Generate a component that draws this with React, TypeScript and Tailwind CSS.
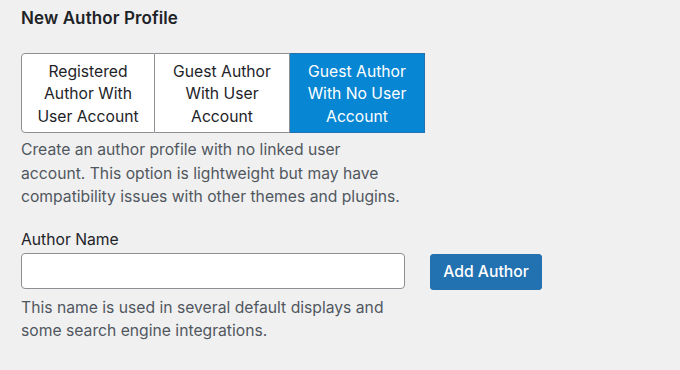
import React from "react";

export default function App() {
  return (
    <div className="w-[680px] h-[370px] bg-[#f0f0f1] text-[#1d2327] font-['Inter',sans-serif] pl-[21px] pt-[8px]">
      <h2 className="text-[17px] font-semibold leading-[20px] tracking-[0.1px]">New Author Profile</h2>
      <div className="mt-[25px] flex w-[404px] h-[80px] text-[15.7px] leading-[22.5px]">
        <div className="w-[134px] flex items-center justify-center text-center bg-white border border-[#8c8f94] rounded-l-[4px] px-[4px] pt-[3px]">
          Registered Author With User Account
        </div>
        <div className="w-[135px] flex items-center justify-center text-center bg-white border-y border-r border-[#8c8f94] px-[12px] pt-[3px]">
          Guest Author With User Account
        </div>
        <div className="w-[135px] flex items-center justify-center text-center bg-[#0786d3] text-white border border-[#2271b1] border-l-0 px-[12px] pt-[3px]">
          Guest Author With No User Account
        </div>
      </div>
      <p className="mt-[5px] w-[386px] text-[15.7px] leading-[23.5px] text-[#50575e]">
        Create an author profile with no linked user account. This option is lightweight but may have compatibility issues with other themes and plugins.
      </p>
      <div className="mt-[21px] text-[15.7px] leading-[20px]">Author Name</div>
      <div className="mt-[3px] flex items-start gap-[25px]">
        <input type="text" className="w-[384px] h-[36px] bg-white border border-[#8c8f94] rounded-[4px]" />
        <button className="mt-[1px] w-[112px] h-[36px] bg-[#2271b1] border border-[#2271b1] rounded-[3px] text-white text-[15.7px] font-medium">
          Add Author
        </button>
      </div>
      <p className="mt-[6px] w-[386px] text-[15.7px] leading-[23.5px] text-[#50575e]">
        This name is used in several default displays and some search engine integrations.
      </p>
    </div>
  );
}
_____
• **Exercise prompt**
Copy exactly the lines running from the beginning of the listing through the line that has "import React from". Drop the pictures.

• **Result**
Generate a component that draws this with React, TypeScript and Tailwind CSS.
import React from "react";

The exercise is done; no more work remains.